In Florida, Governor DeSantis is actively changing how schools teach in Florida’s “new civics standards.”
According to Barbara Segal, a high school government teacher in Fort Lauderdale, who recently took a three-day training session on Florida’s new civics standards,
“In the training materials, slides said it was a ‘misconception’ that the Founding Fathers wanted strict separation of church and state and that they in fact wanted religion to be promoted.”
“Some of the most jarring material seemed to downplay the role of slavery in the country’s founding, including one that stated that only 4 percent of enslaved people from Africa came to the colonies.”
Many of the classes altered or eliminated were established to teach students how our lives have been impacted by social networks, legal dogma, politics, and the media. And how these perceptions shape the way we are seen as individuals and how we see ourselves and our place in the world.
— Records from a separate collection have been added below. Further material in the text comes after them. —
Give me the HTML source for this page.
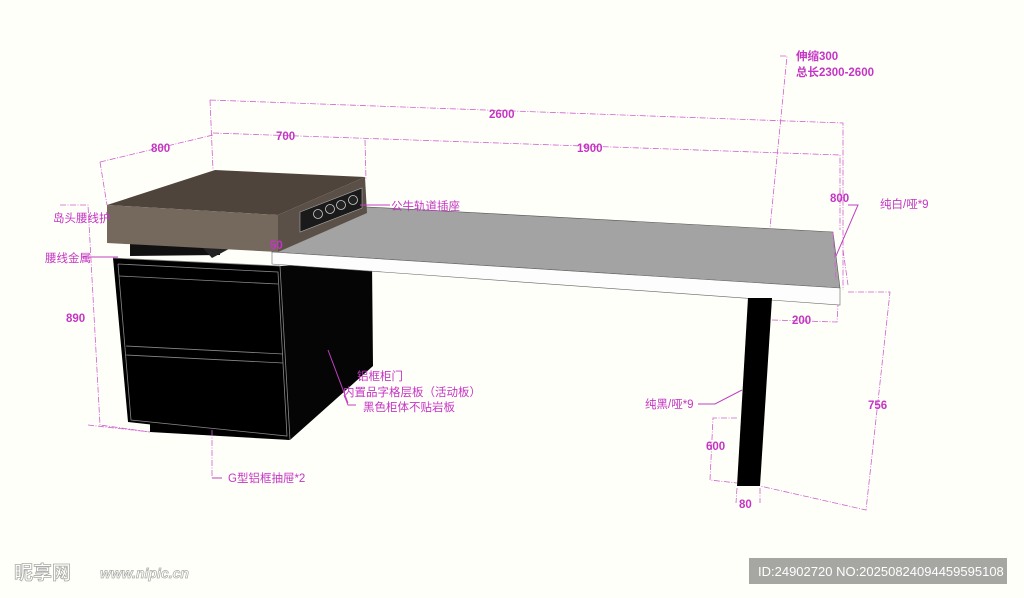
<!DOCTYPE html>
<html><head><meta charset="utf-8"><style>
html,body{margin:0;padding:0;background:#fffff9;}
svg{display:block}
text{font-family:"Liberation Sans","Noto Sans CJK SC",sans-serif;fill:#c535c5;font-size:11.5px}
.b{font-weight:bold}
.d{stroke:#d060d0;stroke-width:0.8;fill:none;stroke-dasharray:6 1.5 1 1.5}
.l{stroke:#c040c0;stroke-width:1;fill:none}
</style></head><body>
<svg width="1024" height="598" viewBox="0 0 1024 598" xmlns="http://www.w3.org/2000/svg">
<rect width="1024" height="598" fill="#fffff9"/>
<polygon points="150,420 290,428 290,440 150,432" fill="#000"/>
<polygon points="113,258 280,266 290,440 128,422" fill="#000"/>
<polygon points="280,266 372,262 373,366 290,440" fill="#050505"/>
<g stroke="#888" stroke-width="0.8" fill="none">
<polyline points="113,258 280,266 290,440"/>
<polyline points="118,264 278,272 287,436 131,420 118,264"/>
<line x1="119" y1="276" x2="278" y2="284"/>
<line x1="126" y1="346" x2="283" y2="354"/>
<line x1="126" y1="355" x2="283" y2="363"/>
</g>
<polygon points="130,243 220,243 220,255 130,256" fill="#111"/>
<polygon points="200,245 240,243 212,258" fill="#222"/>
<polygon points="330,205 833,232 840,288 272,252" fill="#a3a3a3" stroke="#555" stroke-width="0.6"/>
<polygon points="272,252 840,288 840,305 272,264" fill="#fdfdfd" stroke="#666" stroke-width="0.6"/>
<polygon points="748,298 772,298 760,486 737,486" fill="#000"/>
<polygon points="107,205 215,170 365,177 278,215" fill="#4f443b"/>
<polygon points="107,205 278,215 278,252 107,243" fill="#75685d"/>
<polygon points="278,215 365,177 367,213 278,252" fill="#5a5047"/>
<polygon points="300,212 362,188 362,208 300,232" fill="#1a1a1a" stroke="#aaa" stroke-width="0.6"/>
<circle cx="318" cy="214" r="4.5" fill="#222" stroke="#ccc" stroke-width="0.8"/>
<circle cx="330" cy="209" r="4.5" fill="#222" stroke="#ccc" stroke-width="0.8"/>
<circle cx="341" cy="205" r="4.5" fill="#222" stroke="#ccc" stroke-width="0.8"/>
<circle cx="353" cy="200" r="4.5" fill="#222" stroke="#ccc" stroke-width="0.8"/>
<polyline class="d" points="210,100 843,123 843,290"/>
<line class="d" x1="210" y1="100" x2="213" y2="170"/>
<polyline class="d" points="213,133 840,155 840,230"/>
<line class="d" x1="365" y1="140" x2="366" y2="180"/>
<polyline class="d" points="100,162 213,135"/>
<line class="d" x1="100" y1="162" x2="107" y2="205"/>
<polyline class="d" points="780,56 787,56 770,228"/>
<polyline class="d" points="60,205 88,205 100,425 150,432"/>
<polyline class="d" points="88,425 150,432"/>
<polyline class="d" points="833,232 836,280"/>
<polyline class="d" points="843,250 848,285"/>
<polyline class="d" points="848,292 890,292 866,510 760,486"/>
<polyline class="d" points="772,320 837,322 838,305"/>
<polyline class="d" points="737,418 713,418 710,480 737,483"/>
<polyline class="d" points="737,488 736,503"/>
<polyline class="d" points="760,488 760,503"/>
<line class="d" x1="212" y1="430" x2="212" y2="478"/>
<line class="l" x1="82" y1="257" x2="118" y2="257"/>
<polyline class="l" points="360,205 390,205"/>
<polyline class="l" points="848,205 858,205 836,256"/>
<polyline class="l" points="698,404 715,404 742,390"/>
<polyline class="l" points="348,403 328,350"/>
<polyline class="l" points="356,405 348,405 344,395"/>
<polyline class="l" points="212,478 222,478"/>
<text x="489" y="118" class="b">2600</text>
<text x="276" y="140" class="b">700</text>
<text x="577" y="152" class="b">1900</text>
<text x="151" y="152" class="b">800</text>
<text x="796" y="60" class="b">伸缩300</text>
<text x="796" y="76" class="b">总长2300-2600</text>
<text x="830" y="202" class="b">800</text>
<text x="880" y="208">纯白/哑*9</text>
<text x="391" y="210">公牛轨道插座</text>
<text x="53" y="222">岛头腰线护</text>
<text x="45" y="262">腰线金属</text>
<text x="270" y="249" class="b">50</text>
<text x="66" y="322" class="b">890</text>
<text x="792" y="324" class="b">200</text>
<text x="645" y="408">纯黑/哑*9</text>
<text x="868" y="409" class="b">756</text>
<text x="706" y="450" class="b">600</text>
<text x="739" y="508" class="b">80</text>
<text x="357" y="380">铝框柜门</text>
<text x="343" y="396">内置品字格层板（活动板）</text>
<text x="363" y="411">黑色柜体不贴岩板</text>
<text x="228" y="482">G型铝框抽屉*2</text>
<text x="14" y="579" style="font-size:19px;fill:none;stroke:#aaa;stroke-width:0.8;font-weight:bold">昵享网</text>
<text x="100" y="578" style="font-size:14px;fill:none;stroke:#aaa;stroke-width:0.7;font-weight:bold;font-style:italic">www.nipic.cn</text>
<rect x="749" y="558" width="258" height="26" fill="#a6a6a2"/>
<text x="758" y="576" style="font-size:13px;fill:#fff">ID:24902720 NO:20250824094459595108</text>
</svg>
</body></html>
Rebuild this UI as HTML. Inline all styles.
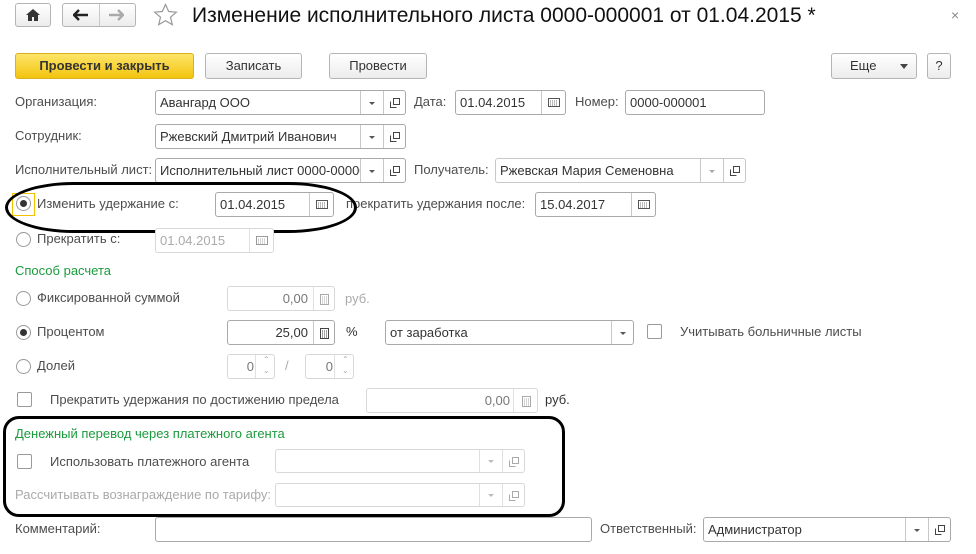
<!DOCTYPE html>
<html><head><meta charset="utf-8"><style>
*{box-sizing:border-box;margin:0;padding:0}
body{width:976px;height:554px;background:#fff;position:relative;overflow:hidden;font-family:"Liberation Sans",Arial,sans-serif;font-size:13px;color:#4d4d4d}
.a{position:absolute;white-space:nowrap}
.l{position:absolute;white-space:nowrap;line-height:16px}
.f{position:absolute;border:1px solid #a9a9a9;border-radius:3px;background:#fff;height:25px;color:#333;line-height:23px;padding-left:4px;overflow:hidden}
.f.d{border-color:#d8d8d8;color:#aaa}
.seg{position:absolute;top:0;height:100%;border-left:1px solid #c8c8c8}
.f.d .seg{border-left-color:#e0e0e0}
.btn{position:absolute;height:26px;border:1px solid #b5b5b5;border-radius:3px;background:linear-gradient(#fff,#ececec);text-align:center;line-height:24px;color:#333}
.rad{position:absolute;width:15px;height:15px;border:1px solid #9a9a9a;border-radius:50%;background:#fff}
.rad.on::after{content:"";position:absolute;left:3px;top:3px;width:7px;height:7px;border-radius:50%;background:#333}
.chk{position:absolute;width:15px;height:15px;border:1px solid #9a9a9a;border-radius:2px;background:#fff}
.tri{position:absolute;width:0;height:0;border-left:3px solid transparent;border-right:3px solid transparent;border-top:3px solid #555}
.g{color:#1a9b3c}
</style></head><body>
<svg width="0" height="0" style="position:absolute"><defs>
<g id="cal"><rect x=".5" y=".5" width="8" height="10" fill="none" stroke="currentColor"/><path d="M2 3h5M2 5h5M2 7h5M2 9h5" stroke="currentColor" stroke-dasharray="1 1"/></g>
<g id="op"><path d="M3.5.5h6v6h-6zM.5 3.5v6h6" fill="none" stroke="currentColor"/></g>
</defs></svg>
<!-- top bar -->
<div class="btn" style="left:15px;top:3px;width:36px;height:24px"><svg width="14" height="12" style="margin-top:5px" viewBox="0 0 14 12"><path d="M7 0L0 6h2v6h4V8h2v4h4V6h2z" fill="#333"/></svg></div>
<div class="btn" style="left:62px;top:3px;width:74px;height:24px"></div>
<div class="a" style="left:99px;top:4px;height:22px;border-left:1px solid #c8c8c8"></div>
<svg class="a" style="left:73px;top:9px" width="16" height="12" viewBox="0 0 16 12"><path d="M1 6h14M6 1L1 6l5 5" stroke="#222" stroke-width="2.4" fill="none"/></svg>
<svg class="a" style="left:108px;top:9px" width="16" height="12" viewBox="0 0 16 12"><path d="M1 6h14M10 1l5 5-5 5" stroke="#aaa" stroke-width="2.4" fill="none"/></svg>
<svg class="a" style="left:153px;top:3px" width="25" height="24" viewBox="0 0 25 24"><path d="M12.5 1.5l3.2 7 7.6.7-5.8 5 1.8 7.5-6.8-4-6.8 4 1.8-7.5-5.8-5 7.6-.7z" fill="none" stroke="#999" stroke-width="1.2"/></svg>
<div class="a" style="left:192px;top:3px;font-size:21px;color:#111;line-height:26px">Изменение исполнительного листа 0000-000001 от 01.04.2015 *</div>
<div class="a" style="left:951px;top:7px;font-size:14px;color:#888">×</div>
<!-- buttons -->
<div class="btn" style="left:15px;top:53px;width:179px;background:linear-gradient(#fde56a,#f3c40e);border-color:#d8b21c;font-weight:bold;color:#333">Провести и закрыть</div>
<div class="btn" style="left:205px;top:53px;width:97px">Записать</div>
<div class="btn" style="left:329px;top:53px;width:98px">Провести</div>
<div class="btn" style="left:831px;top:53px;width:86px;text-align:left;padding-left:18px">Еще<svg style="position:absolute;left:68px;top:10px" width="8" height="5"><path d="M0 0h8L4 5z" fill="#444"/></svg></div>
<div class="btn" style="left:927px;top:53px;width:24px">?</div>
<!-- row1 -->
<div class="l" style="left:15px;top:94px">Организация:</div>
<div class="f" style="left:155px;top:90px;width:251px">Авангард ООО<div class="seg" style="left:204px;width:23px"><span class="tri" style="left:8px;top:11px"></span></div><div class="seg" style="left:227px;width:23px;color:#444"><svg style="position:absolute;left:6px;top:7px" width="10" height="10"><use href="#op"/></svg></div></div>
<div class="l" style="left:414px;top:94px">Дата:</div>
<div class="f" style="left:455px;top:90px;width:111px">01.04.2015<div class="seg" style="left:85px;width:25px"><svg style="position:absolute;left:6px;top:7px" width="12" height="9"><rect x=".5" y=".5" width="11" height="8" fill="none" stroke="#555"/><path d="M2 3h8M2 5h8M2 7h8" stroke="#777" stroke-dasharray="1 1"/></svg></div></div>
<div class="l" style="left:575px;top:94px">Номер:</div>
<div class="f" style="left:625px;top:90px;width:140px">0000-000001</div>
<!-- row2 -->
<div class="l" style="left:15px;top:128px">Сотрудник:</div>
<div class="f" style="left:155px;top:124px;width:251px">Ржевский Дмитрий Иванович<div class="seg" style="left:204px;width:23px"><span class="tri" style="left:8px;top:11px"></span></div><div class="seg" style="left:227px;width:23px;color:#444"><svg style="position:absolute;left:6px;top:7px" width="10" height="10"><use href="#op"/></svg></div></div>
<!-- row3 -->
<div class="l" style="left:15px;top:162px">Исполнительный лист:</div>
<div class="f" style="left:155px;top:158px;width:251px">Исполнительный лист 0000-00000<div class="seg" style="left:204px;width:23px;background:#fff"><span class="tri" style="left:8px;top:11px"></span></div><div class="seg" style="left:227px;width:23px;color:#444"><svg style="position:absolute;left:6px;top:7px" width="10" height="10"><use href="#op"/></svg></div></div>
<div class="l" style="left:414px;top:162px">Получатель:</div>
<div class="f" style="left:495px;top:158px;width:251px;border-color:#c8c8c8">Ржевская Мария Семеновна<div class="seg" style="left:204px;width:23px"><span class="tri" style="left:8px;top:11px;border-top-color:#aaa"></span></div><div class="seg" style="left:227px;width:23px;color:#444"><svg style="position:absolute;left:6px;top:7px" width="10" height="10"><use href="#op"/></svg></div></div>
<!-- row4 -->
<div class="a" style="left:12px;top:193px;width:23px;height:23px;border:1px solid #f2c200"></div>
<div class="rad on" style="left:16px;top:196px"></div>
<div class="l" style="left:37px;top:196px">Изменить удержание с:</div>
<div class="f" style="left:215px;top:192px;width:119px">01.04.2015<div class="seg" style="left:93px;width:25px"><svg style="position:absolute;left:6px;top:7px" width="12" height="9"><rect x=".5" y=".5" width="11" height="8" fill="none" stroke="#555"/><path d="M2 3h8M2 5h8M2 7h8" stroke="#777" stroke-dasharray="1 1"/></svg></div></div>
<div class="l" style="left:346px;top:196px">прекратить удержания после:</div>
<div class="f" style="left:535px;top:192px;width:121px">15.04.2017<div class="seg" style="left:95px;width:25px"><svg style="position:absolute;left:6px;top:7px" width="12" height="9"><rect x=".5" y=".5" width="11" height="8" fill="none" stroke="#555"/><path d="M2 3h8M2 5h8M2 7h8" stroke="#777" stroke-dasharray="1 1"/></svg></div></div>
<div class="a" style="left:5px;top:182px;width:352px;height:51px;border:3px solid #000;border-radius:70px/26px"></div>
<!-- row5 -->
<div class="rad" style="left:16px;top:232px"></div>
<div class="l" style="left:37px;top:231px">Прекратить с:</div>
<div class="f d" style="left:155px;top:228px;width:119px">01.04.2015<div class="seg" style="left:93px;width:25px"><svg style="position:absolute;left:6px;top:7px" width="12" height="9"><rect x=".5" y=".5" width="11" height="8" fill="none" stroke="#999"/><path d="M2 3h8M2 5h8M2 7h8" stroke="#aaa" stroke-dasharray="1 1"/></svg></div></div>
<div class="l g" style="left:15px;top:263px">Способ расчета</div>
<!-- calc -->
<div class="rad" style="left:16px;top:291px"></div>
<div class="l" style="left:37px;top:290px">Фиксированной суммой</div>
<div class="f d" style="left:227px;top:286px;width:108px;text-align:right;padding-right:26px;color:#777">0,00<div class="seg" style="left:85px;width:22px;color:#aaa"><svg style="position:absolute;left:6px;top:7px" width="9" height="11"><use href="#cal"/></svg></div></div>
<div class="l" style="left:345px;top:291px;color:#aaa">руб.</div>
<div class="rad on" style="left:16px;top:325px"></div>
<div class="l" style="left:37px;top:324px">Процентом</div>
<div class="f" style="left:227px;top:320px;width:108px;text-align:right;padding-right:26px">25,00<div class="seg" style="left:85px;width:22px;color:#444"><svg style="position:absolute;left:6px;top:7px" width="9" height="11"><use href="#cal"/></svg></div></div>
<div class="l" style="left:346px;top:324px;color:#333">%</div>
<div class="f" style="left:385px;top:320px;width:249px">от заработка<div class="seg" style="left:225px;width:23px"><span class="tri" style="left:8px;top:11px"></span></div></div>
<div class="chk" style="left:647px;top:324px"></div>
<div class="l" style="left:680px;top:324px">Учитывать больничные листы</div>
<div class="rad" style="left:16px;top:359px"></div>
<div class="l" style="left:37px;top:358px">Долей</div>
<div class="f d" style="left:227px;top:354px;width:48px;text-align:right;padding-right:20px;color:#777">0<div class="seg" style="left:27px;width:20px"><span class="a" style="left:7px;top:-7px;font-size:8px;color:#aaa">⌃</span><span class="a" style="left:7px;top:4px;font-size:8px;color:#aaa">⌄</span></div></div>
<div class="l" style="left:285px;top:358px;color:#aaa">/</div>
<div class="f d" style="left:305px;top:354px;width:49px;text-align:right;padding-right:20px;color:#777">0<div class="seg" style="left:28px;width:20px"><span class="a" style="left:7px;top:-7px;font-size:8px;color:#aaa">⌃</span><span class="a" style="left:7px;top:4px;font-size:8px;color:#aaa">⌄</span></div></div>
<div class="chk" style="left:17px;top:392px"></div>
<div class="l" style="left:50px;top:392px">Прекратить удержания по достижению предела</div>
<div class="f d" style="left:366px;top:388px;width:172px;text-align:right;padding-right:27px;color:#777">0,00<div class="seg" style="left:146px;width:25px;color:#aaa"><svg style="position:absolute;left:8px;top:7px" width="9" height="11"><use href="#cal"/></svg></div></div>
<div class="l" style="left:545px;top:392px;color:#333">руб.</div>
<!-- agent -->
<div class="a" style="left:3px;top:416px;width:562px;height:101px;border:3px solid #000;border-radius:16px"></div>
<div class="l g" style="left:15px;top:426px">Денежный перевод через платежного агента</div>
<div class="chk" style="left:17px;top:454px"></div>
<div class="l" style="left:50px;top:454px">Использовать платежного агента</div>
<div class="f d" style="left:275px;top:449px;width:250px;height:24px"><div class="seg" style="left:203px;width:23px"><span class="tri" style="left:8px;top:10px;border-top-color:#bbb"></span></div><div class="seg" style="left:226px;width:23px;color:#aaa"><svg style="position:absolute;left:6px;top:7px" width="10" height="10"><use href="#op"/></svg></div></div>
<div class="l" style="left:15px;top:487px;color:#aaa">Рассчитывать вознаграждение по тарифу:</div>
<div class="f d" style="left:275px;top:483px;width:250px;height:24px"><div class="seg" style="left:203px;width:23px"><span class="tri" style="left:8px;top:10px;border-top-color:#bbb"></span></div><div class="seg" style="left:226px;width:23px;color:#aaa"><svg style="position:absolute;left:6px;top:7px" width="10" height="10"><use href="#op"/></svg></div></div>
<!-- bottom -->
<div class="l" style="left:15px;top:521px">Комментарий:</div>
<div class="f" style="left:155px;top:517px;width:437px"></div>
<div class="l" style="left:600px;top:521px">Ответственный:</div>
<div class="f" style="left:703px;top:517px;width:248px">Администратор<div class="seg" style="left:201px;width:23px"><span class="tri" style="left:8px;top:11px"></span></div><div class="seg" style="left:224px;width:23px;color:#444"><svg style="position:absolute;left:6px;top:7px" width="10" height="10"><use href="#op"/></svg></div></div>
</body></html>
It wasn’t meant to attack or place blame but to allow an honest discourse on how past injustices have created today’s inequalities.
Like it or not, history is filled with facts and actions that do not present our country in the best light.
Women were property until the early 1900’s.
Children worked in sweat shops.
Native Americans were killed or rounded up and put on reservations.
Separate but equal was supported by the Supreme Court legally, approving a means to diminish an entire group of people.
Running to back alleys or using hangars for barbaric abortions before Roe v. Wade. And now 50 years later, young women’s lives are threatened over the right to control their bodies.
Japanese Americans put in camps when Pearl Harbor was bombed.
Law enforcement began as “slave patrols” meant to squash uprising and return slaves to their owners.
Too many examples to document here.
All deserve an honest and open evaluation of how they affected lives and the paths they took us down. Without that introspection we are doomed to continue the cycle of injustice and heartache. It’s the only way we can move forward and succeed in making the brilliant dream of forming a more perfect nation with freedom for all, possible.
I believe these governors ideas are harmful to all of us. I hope there will be some voices of reason in government to push back on these new restrictive actions.